Adieu Paris
Le Pacte

Un diner entre amis plein de nostalgie, avec François Damiens, Benoit Poelvoorde, Pierre Arditi…

Quelque part entre le Blier des Acteurs et le Leconte des Grands Ducs, Edouard Baer réunit pour son quatrième long-métrage en tant que réalisateur une poignée de cabots plus ou moins vieux, confinés dans un huis-clos gastronomique et ruminatif. Chacun des briscards convoqués ici est invité à jouer une variation sur lui-même, ou du moins sur son image publique : Pierre Arditi est le comédien passionné qui se fâche tout rouge à la moindre contrariété ; Jackie Berroyer est le clown triste, soliloquant dans son coin ; Bernard Le Coq fait le vieux beau ; Daniel Prévost manque de s’étouffer en riant à ses propres blagues… Ces grandes gueules se sont données rendez-vous pour leur déjeuner annuel à la Closerie des Lilas, où, comme le veut la tradition, un nouvel invité doit rejoindre la confrérie – mais le guest en question, Benoît (Poelvoorde) va être condamné à passer le film à siroter des verres au bar, en marge du gueuleton, à cause d’un faux pas qu’il a commis dans une soirée quelques nuits plus tôt…

Comme souvent chez Baer – et peut-être encore plus cette fois-ci que d’habitude – l’argument du film est un prétexte. Prétexte, en l’occurrence, à faire l’élégie d’un Paris à l’agonie, celui des saints buveurs, des clochards célestes et des fanfarons sublimes, un Paname englouti et à demi-fantasmé qui commençait déjà à sombrer à l’époque où Baer en devint l’un des rois, dans les années 90. Cette décrépitude s’entend ici dans les rires étranglés des comédiens fatigués, dans l’amertume où s’échoue chacune de leur digression éthylique… Parce qu’on est chez Edouard Baer et que celui-ci continue de fuir comme la peste l’idée d’« efficacité » comique, le film, fatalement, s’égare, s’éparpille, malgré quelques belles idées – le running-gag (très triste) d’un Depardieu incapable de sortir de chez lui (une allégorie de son statut de géant empêché, aux pattes sciées), ou l’image de cette dame-pipi écoutant en boucle des émissions sur De Gaulle et Pétain, comme une mise en garde contre les effets néfastes de la nostalgie.

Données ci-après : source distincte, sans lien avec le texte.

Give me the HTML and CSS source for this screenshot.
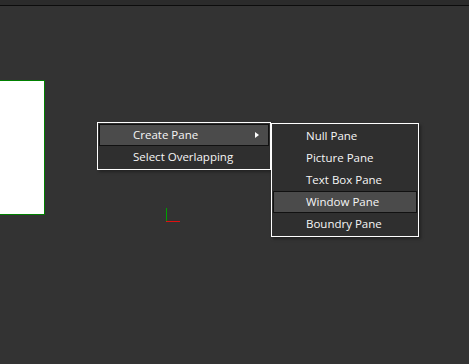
FILE: index.html
```html
<!DOCTYPE html>
<html lang="en">
<head>
    <meta charset="UTF-8">
    <title>Layout Editor</title>
    <link rel="stylesheet" href="styles.css">
</head>
<body>
    <div class="toolbar"></div>

    <div class="canvas">
        <div class="pane"></div>

        <div class="origin">
            <span class="axis-y"></span>
            <span class="axis-x"></span>
        </div>

        <ul class="menu context-menu">
            <li class="menu-item active has-sub">Create Pane<span class="sub-arrow"></span></li>
            <li class="menu-item">Select Overlapping</li>
        </ul>

        <ul class="menu sub-menu">
            <li class="menu-item">Null Pane</li>
            <li class="menu-item">Picture Pane</li>
            <li class="menu-item">Text Box Pane</li>
            <li class="menu-item active">Window Pane</li>
            <li class="menu-item">Boundry Pane</li>
        </ul>
    </div>
</body>
</html>
```
FILE: styles.css
```css
:root {
    --bg: #333333;
    --bar: #2b2b2b;
    --menu-bg: #2f2f2f;
    --item-hover: #4b4b4b;
    --text: #f6f6f6;
}

* {
    margin: 0;
    padding: 0;
    box-sizing: border-box;
}

html, body {
    height: 100%;
}

body {
    background: var(--bg);
    font-family: 'Open Sans', 'Noto Sans', sans-serif;
    font-size: 11.5px;
    color: var(--text);
    display: flex;
    flex-direction: column;
    overflow: hidden;
}

.toolbar {
    height: 6px;
    background: var(--bar);
    border-bottom: 1px solid #0c0c0c;
}

.canvas {
    position: relative;
    flex-grow: 1;
}

/* canvas items (page y minus 6) */
.pane {
    position: absolute;
    left: -10px;
    top: 74px;
    width: 55px;
    height: 135px;
    background: #ffffff;
    border: 1px solid #008000;
}

.origin {
    position: absolute;
    left: 166px;
    top: 202px;
    width: 14px;
    height: 14px;
}

.axis-y {
    position: absolute;
    left: 0;
    top: 0;
    width: 1px;
    height: 14px;
    background: #00a000;
}

.axis-x {
    position: absolute;
    left: 0;
    bottom: 0;
    width: 14px;
    height: 1px;
    background: #e01010;
}

.menu {
    position: absolute;
    list-style: none;
    background: var(--menu-bg);
    border: 1px solid #ffffff;
    padding: 1px;
    box-shadow: 2px 2px 3px rgba(0, 0, 0, 0.35);
}

.context-menu {
    left: 97px;
    top: 116px;
    width: 174px;
}

.sub-menu {
    left: 271px;
    top: 117px;
    width: 148px;
}

.menu-item {
    position: relative;
    height: 22px;
    line-height: 20px;
    padding-left: 33px;
    border: 1px solid transparent;
    white-space: nowrap;
}

.sub-menu .menu-item {
    padding-left: 32px;
}

.menu-item.active {
    background: var(--item-hover);
    border-color: #111111;
}

.sub-arrow {
    position: absolute;
    right: 9px;
    top: 7px;
    width: 0;
    height: 0;
    border-left: 4px solid #ffffff;
    border-top: 3px solid transparent;
    border-bottom: 3px solid transparent;
}
```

Baer a toujours adoré les pôles contraires : faire la fête pour mieux savourer ensuite la mélancolie d’une bonne gueule de bois, réunir des comédiens aimés pour révéler leur part de médiocrité et de laideur… On regrette pourtant qu’il n’appuie jamais trop fort, jamais trop longtemps, là où ça ferait vraiment mal, contrairement à Cassavetes, son évident modèle. Il faudrait plus de vacherie, plus de folie (et encore plus d’alcool ?) pour que Baer parvienne à libérer le Husbands qui sommeille peut-être en lui.